"250 Servers in a box." That's how Nvidia describes the DGX-1 — the world's first commercially available supercomputer specifically built for deep learning. Packing in eight Tesla P100 GPUs that are capable of delivering up to 170 teraflops at peak performance, it is hands-down the most powerful system Nvidia has ever brought to market. We took some snapshots of this AI behemoth on the GTC showroom floor.
The DGX-1 is pre-built supercomputer boasting eight 16GB Tesla GPUs, a 7TB SSD, Dual 10GbE Quad InfiniBand 100Gb networking, an NVLink Hybrid Cube Mesh and a pair of Xeon processors. In terms of raw computing power, it represents an astonishing 12x speed-up over the previous year. According to Nvidia, it provides the throughput of 250 CPU-based servers, networking, cables and racks: all in a single box.
In addition to the aforementioned hardware, the unit comes pre-loaded with deep learning software and development tools for speedier deployment. This includes Nvidia's Deep Learning GPU Training System (DIGITS), CUDA Deep Neural Network library (cuDNN) version 5, Caffe, Theano, Torch and a range of cloud management tools, software updates and a repository for containerized applications.
The aforementioned hardware and software essentially arms researchers and data scientists with the requisite power for deep learning on a massive scale. This will allow AI systems to be trained much faster than ever before.
As Nvidia CEO Jen-Hsun Huang explained during the DGX-1's unveiling: "Data scientists and AI researchers today spend far too much time on home-brewed high performance computing solutions. The DGX-1 is easy to deploy and was created for one purpose: to unlock the powers of superhuman capabilities and apply them to problems that were once unsolvable."
Most of the power behind the DGX-1 comes from its eight Tesla P100 graphics cards. As the first full GPU based on Nvidia's Pascal architecture, these units are just as formidable as they look. Adhering to the TSMC 16nm FinFET manufacturing process, each GPU sports a core clock of 1328MHz, high-capacity HBM2 memory, 720GB/s of memory bandwidth, 64 FP32 CUDA cores and a die that packs in 15.3 billion transistors.
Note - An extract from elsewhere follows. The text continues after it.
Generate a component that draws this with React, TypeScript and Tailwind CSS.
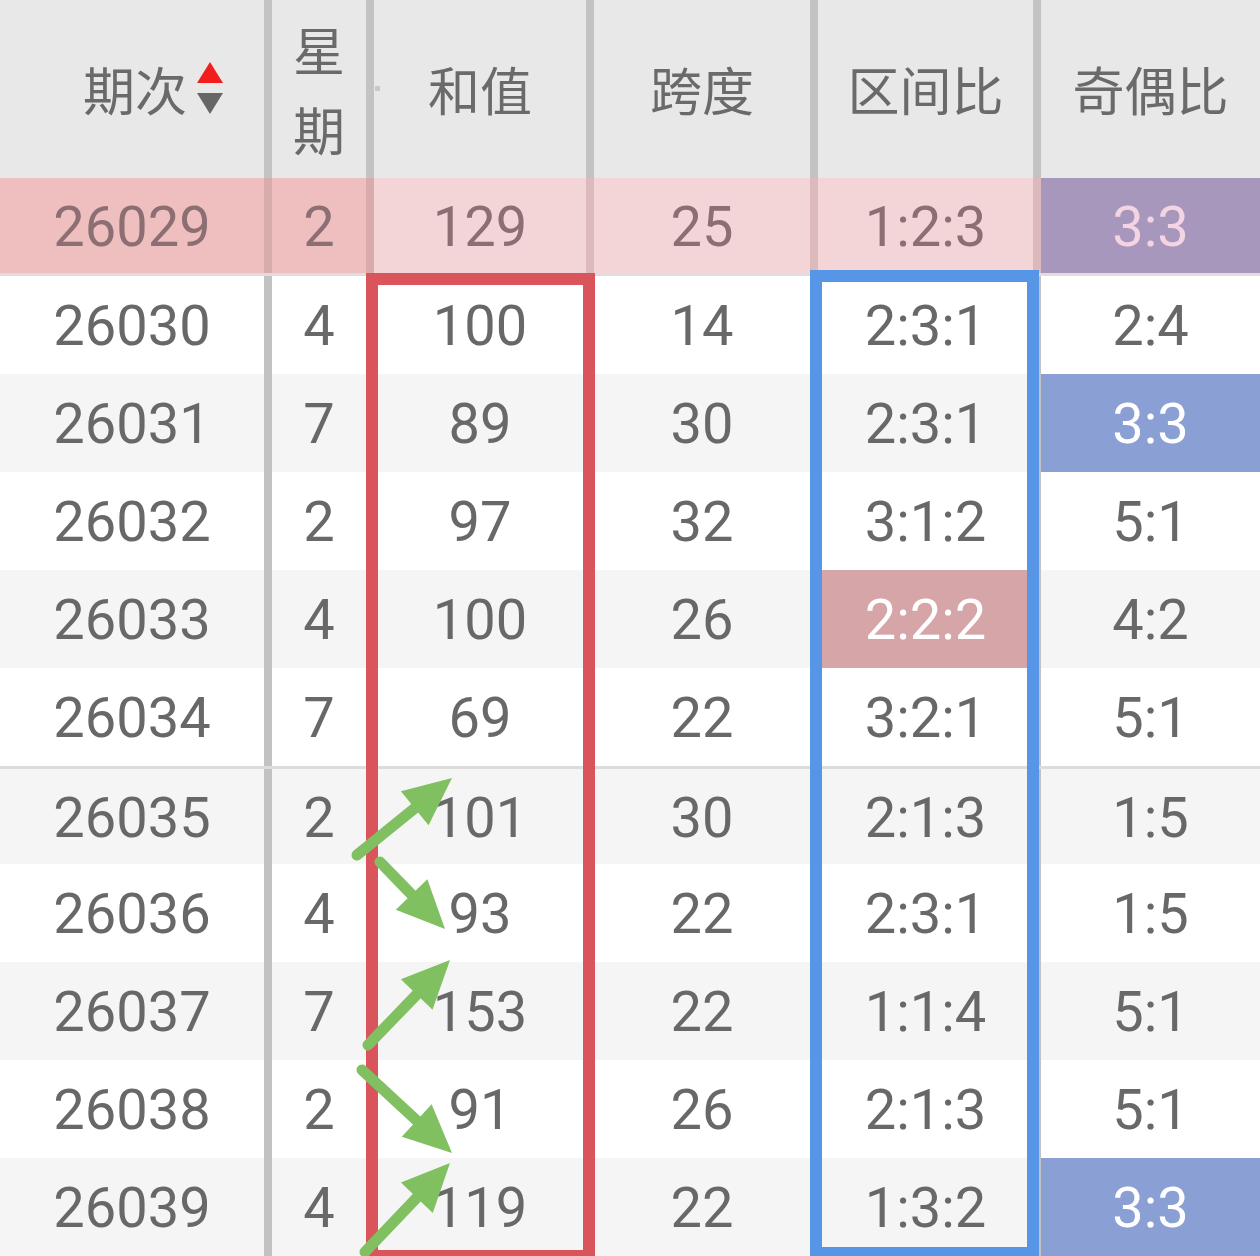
import React from 'react';

type Row = {
  no: string;
  wk: string;
  sum: string;
  span: string;
  zone: string;
  oe: string;
  zoneHot?: boolean;
  oeHot?: boolean;
  lineTop?: boolean;
};

const rows: Row[] = [
  { no: '26030', wk: '4', sum: '100', span: '14', zone: '2:3:1', oe: '2:4' },
  { no: '26031', wk: '7', sum: '89', span: '30', zone: '2:3:1', oe: '3:3', oeHot: true },
  { no: '26032', wk: '2', sum: '97', span: '32', zone: '3:1:2', oe: '5:1' },
  { no: '26033', wk: '4', sum: '100', span: '26', zone: '2:2:2', oe: '4:2', zoneHot: true },
  { no: '26034', wk: '7', sum: '69', span: '22', zone: '3:2:1', oe: '5:1' },
  { no: '26035', wk: '2', sum: '101', span: '30', zone: '2:1:3', oe: '1:5', lineTop: true },
  { no: '26036', wk: '4', sum: '93', span: '22', zone: '2:3:1', oe: '1:5' },
  { no: '26037', wk: '7', sum: '153', span: '22', zone: '1:1:4', oe: '5:1' },
  { no: '26038', wk: '2', sum: '91', span: '26', zone: '2:1:3', oe: '5:1' },
  { no: '26039', wk: '4', sum: '119', span: '22', zone: '1:3:2', oe: '3:3', oeHot: true },
];

// tail -> tip, all in page pixels
const arrows = [
  [357, 855, 452, 778],
  [380, 862, 445, 929],
  [368, 1045, 450, 960],
  [362, 1070, 452, 1153],
  [365, 1252, 450, 1163],
];

const grid = 'grid grid-cols-[272px_102px_220px_224px_223px_219px]';
const num = "font-['Roboto',sans-serif] text-[56px] leading-none translate-y-[1px]";
const cjk = "font-['Noto_Sans_CJK_SC',sans-serif] text-[52px] leading-none text-[#6a6a6a]";

function Arrow({ a }: { a: number[] }) {
  const [x1, y1, x2, y2] = a;
  const dx = x2 - x1;
  const dy = y2 - y1;
  const len = Math.hypot(dx, dy);
  const ux = dx / len;
  const uy = dy / len;
  const hl = 48;
  const hw = 22;
  const bx = x2 - ux * hl;
  const by = y2 - uy * hl;
  const pts = `${x2},${y2} ${bx - uy * hw},${by + ux * hw} ${bx + uy * hw},${by - ux * hw}`;
  return (
    <g>
      <line x1={x1} y1={y1} x2={bx + ux * 4} y2={by + uy * 4} stroke="#80c061" strokeWidth={11} strokeLinecap="round" />
      <polygon points={pts} fill="#80c061" />
    </g>
  );
}

function SortIcon() {
  return (
    <svg width="26" height="54" viewBox="0 0 26 54" className="ml-[10px]">
      <polygon points="13,0 26,21 0,21" fill="#f21d1d" />
      <polygon points="0,31 26,31 13,52" fill="#666666" />
    </svg>
  );
}

export default function App() {
  return (
    <div className="relative w-[1260px] h-[1256px] overflow-hidden bg-white">
      {/* Header */}
      <div className={`${grid} h-[178px] bg-[#e8e8e8]`}>
        <div className="flex items-center justify-end pr-[41px] border-r-[8px] border-[#c3c3c3]">
          <span className={cjk}>期次</span>
          <SortIcon />
        </div>
        <div className="relative flex flex-col items-center justify-center gap-[28px] border-r-[8px] border-[#c3c3c3]">
          <span className={cjk}>星</span>
          <span className={cjk}>期</span>
          <span className="absolute right-[-14px] top-[86px] w-[5px] h-[5px] bg-[#c8c8c8]" />
        </div>
        <div className="flex items-center justify-center border-r-[8px] border-[#c3c3c3]">
          <span className={cjk}>和值</span>
        </div>
        <div className="flex items-center justify-center border-r-[8px] border-[#c3c3c3]">
          <span className={cjk}>跨度</span>
        </div>
        <div className="flex items-center justify-center border-r-[8px] border-[#c3c3c3]">
          <span className={cjk}>区间比</span>
        </div>
        <div className="flex items-center justify-center">
          <span className={cjk}>奇偶比</span>
        </div>
      </div>

      {/* Latest draw, highlighted */}
      <div className={`${grid} h-[98px] border-b-[3px] border-[#dedede] text-[#8b6f73]`}>
        <div className="flex items-center justify-center bg-[#efbfc0] border-r-[8px] border-[#d8abad]">
          <span className={num}>26029</span>
        </div>
        <div className="flex items-center justify-center bg-[#efbfc0] border-r-[8px] border-[#d8abad]">
          <span className={num}>2</span>
        </div>
        <div className="flex items-center justify-center bg-[#f3d5d7] border-r-[8px] border-[#dcb9bb]">
          <span className={num}>129</span>
        </div>
        <div className="flex items-center justify-center bg-[#f3d5d7] border-r-[8px] border-[#dcb9bb]">
          <span className={num}>25</span>
        </div>
        <div className="flex items-center justify-center bg-[#f3d5d7] border-r-[8px] border-[#dcb9bb]">
          <span className={num}>1:2:3</span>
        </div>
        <div className="flex items-center justify-center bg-[#a797bd] text-[#f4d3e3]">
          <span className={num}>3:3</span>
        </div>
      </div>

      {/* Rows */}
      {rows.map((r, i) => (
        <div
          key={r.no}
          className={`${grid} h-[98px] text-[#686868] ${i % 2 === 1 ? 'bg-[#f5f5f5]' : 'bg-white'} ${r.lineTop ? 'border-t-[3px] border-[#dcdcdc]' : ''}`}
        >
          <div className="flex items-center justify-center border-r-[8px] border-[#c2c2c2]">
            <span className={num}>{r.no}</span>
          </div>
          <div className="flex items-center justify-center border-r-[8px] border-[#c2c2c2]">
            <span className={num}>{r.wk}</span>
          </div>
          <div className="flex items-center justify-center border-r-[8px] border-[#c2c2c2]">
            <span className={num}>{r.sum}</span>
          </div>
          <div className="flex items-center justify-center border-r-[8px] border-[#c2c2c2]">
            <span className={num}>{r.span}</span>
          </div>
          <div
            className={`flex items-center justify-center border-r-[8px] border-[#c2c2c2] ${r.zoneHot ? 'bg-[#d5a5a7] text-white' : ''}`}
          >
            <span className={num}>{r.zone}</span>
          </div>
          <div className={`flex items-center justify-center ${r.oeHot ? 'bg-[#8a9fd4] text-white' : ''}`}>
            <span className={num}>{r.oe}</span>
          </div>
        </div>
      ))}

      {/* Annotation boxes */}
      <div className="absolute left-[366px] top-[273px] w-[229px] h-[989px] border-[12px] border-[#d9555b] pointer-events-none" />
      <div className="absolute left-[810px] top-[270px] w-[229px] h-[989px] border-[12px] border-[#5795e6] pointer-events-none" />

      {/* Trend arrows */}
      <svg className="absolute left-0 top-0 pointer-events-none" width="1260" height="1256">
        {arrows.map((a, i) => (
          <Arrow key={i} a={a} />
        ))}
      </svg>
    </div>
  );
}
Each GPU provides 10.6 teraflops of single precision floating point performance; a 3.7TB boost over the enthusiast-level Titan X. But the real performance comes from NVLink interconnect support, which allows multiple GPUs to connect directly to each other for maximum application scalability. This is like PCI Express on steroids.
If you're wondering how this thing would fare as a gaming system, forget about it: Tesla GPUs are aimed strictly at enterprise customers — they don't even come with HDMI or DisplayPort outputs which means you can't connect them to a monitor. Plus, there's also the $129,000 price tag to worry about.
Stanford University, Berkely, NYU and the University of Oxford will be among the first institutions to get DGX-1s. Nvidia will also be partnering with Massachusetts General Hospital to bring the power of DGX-1 to medical research; specifically in the areas of radiology, pathology and genomics.
Chris Jager travelled to GTC 2015 in San Jose, California as a guest of Nvidia.